The Federal Government has said that it intercepted and seized products worth N10.3bn that had been pirated, between January 2011 and August 2016.

The Director General of Nigerian Copyright Commission, Mr. Afam Ezekude, who disclosed this at a press briefing in Abuja on Thursday, also said the agency within the same time frame secured 54 convictions for copyright offences.

He also disclosed that the agency had credible intelligence that would lead to the interception of more containers of pirated works in the next few weeks.

 Answering questions from journalists, Ezekude said the intercepted products originated mainly from the Far East, particularly China.

He said, “Since January 2011 to date, the commission carried out 270 antipiracy operations at various locations in the country, resulting in the removal of 7,942,683 units of pirated products valued at over N8.1bn, with over 608 suspects apprehended and convictions of 54 copyright pirates at different Federal High Court jurisdictions in Nigeria.

“Apart from the convictions, the commission has in the period mentioned intercepted 25 containers of pirated Nigerian and foreign works and carried out public destruction of 749,316,187 units of seized pirated copyright works and contrivances estimated at N10.3bn across the nation especially in Lagos, Kaduna, and Enugu states.”

Further 172 cases are at various stages of trial, he said.
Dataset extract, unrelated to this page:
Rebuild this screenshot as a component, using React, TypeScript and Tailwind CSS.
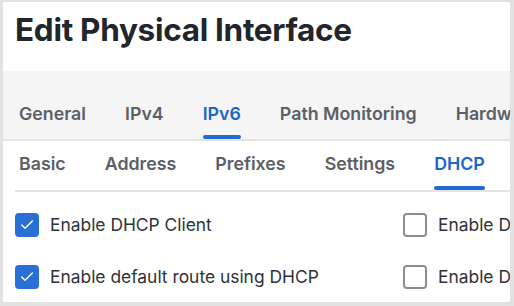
import { Check } from 'lucide-react';

const mainTabs = ['General', 'IPv4', 'IPv6', 'Path Monitoring', 'Hardware'];
const subTabs = ['Basic', 'Address', 'Prefixes', 'Settings', 'DHCP'];

function Box({ checked, label }: { checked: boolean; label: string }) {
  return (
    <label className="flex items-center gap-[11px] whitespace-nowrap">
      {checked ? (
        <span className="flex h-[24px] w-[24px] shrink-0 items-center justify-center rounded-[4px] bg-[#2a6fd5]">
          <Check size={16} strokeWidth={2.2} className="text-white" />
        </span>
      ) : (
        <span className="h-[24px] w-[24px] shrink-0 rounded-[4px] border-2 border-[#8a8d91] bg-white" />
      )}
      <span className="text-[17.4px] text-[#2f3237]">{label}</span>
    </label>
  );
}

export default function App() {
  return (
    <div
      className="h-[306px] w-[514px] overflow-hidden bg-[#e2e2e2] pb-[4px] pl-[3px] pr-[4px] pt-[2px]"
      style={{ fontFamily: 'Inter, "Noto Sans", sans-serif' }}
    >
      <div className="flex h-full flex-col overflow-hidden bg-white">
        <div className="h-[69px] shrink-0 pl-[12px] pt-[9px]">
          <h1 className="whitespace-nowrap text-[31.5px] font-bold leading-[38px] tracking-[-0.3px] text-[#22252a]">
            Edit Physical Interface
          </h1>
        </div>

        <div className="flex h-[70px] shrink-0 items-end gap-[31px] overflow-hidden border-b-2 border-[#e4e4e4] bg-[#f5f5f5] pl-[12px]">
          {mainTabs.map((t) => (
            <div key={t} className="flex shrink-0 flex-col items-center whitespace-nowrap px-1">
              <span
                className={
                  'text-[17.8px] font-semibold leading-[22px] ' +
                  (t === 'IPv6' ? 'text-[#1c64cc]' : 'text-[#5b6067]')
                }
              >
                {t}
              </span>
              <span
                className={
                  'mt-[10px] h-[4px] w-full rounded-full ' + (t === 'IPv6' ? 'bg-[#1f6ad3]' : 'bg-transparent')
                }
              />
            </div>
          ))}
        </div>

        <div className="ml-[12px] flex h-[51px] shrink-0 items-end gap-[31px] overflow-hidden border-b-2 border-[#e4e4e4]">
          {subTabs.map((t) => (
            <div key={t} className="flex shrink-0 flex-col items-center whitespace-nowrap px-1">
              <span
                className={
                  'text-[17.8px] font-semibold leading-[22px] ' +
                  (t === 'DHCP' ? 'text-[#1c64cc]' : 'text-[#5b6067]')
                }
              >
                {t}
              </span>
              <span
                className={
                  'mt-[11px] h-[4px] w-full rounded-full ' + (t === 'DHCP' ? 'bg-[#1f6ad3]' : 'bg-transparent')
                }
              />
            </div>
          ))}
        </div>

        <div className="grid grid-cols-[388px_1fr] gap-y-[26px] overflow-hidden pl-[12px] pt-[20px]">
          <Box checked label="Enable DHCP Client" />
          <Box checked={false} label="Enable DHCP Options" />
          <Box checked label="Enable default route using DHCP" />
          <Box checked={false} label="Enable DHCP Rapid Commit" />
        </div>
      </div>
    </div>
  );
}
The NCC boss said the creative industry spanning film, performing arts, fashion, visual arts, advertising, television, broadcasts, arts and antique and publishing with a value of $2bn accounts for 1.42 per cent of the Nigerian Gross Domestic Product.

Is the CEO/Founder of Investors King Limited. A proven foreign exchange research analyst and a published author on Yahoo Finance, Businessinsider, Nasdaq, Entrepreneur.com, Investorplace, and many more. He has over two decades of experience in global financial markets.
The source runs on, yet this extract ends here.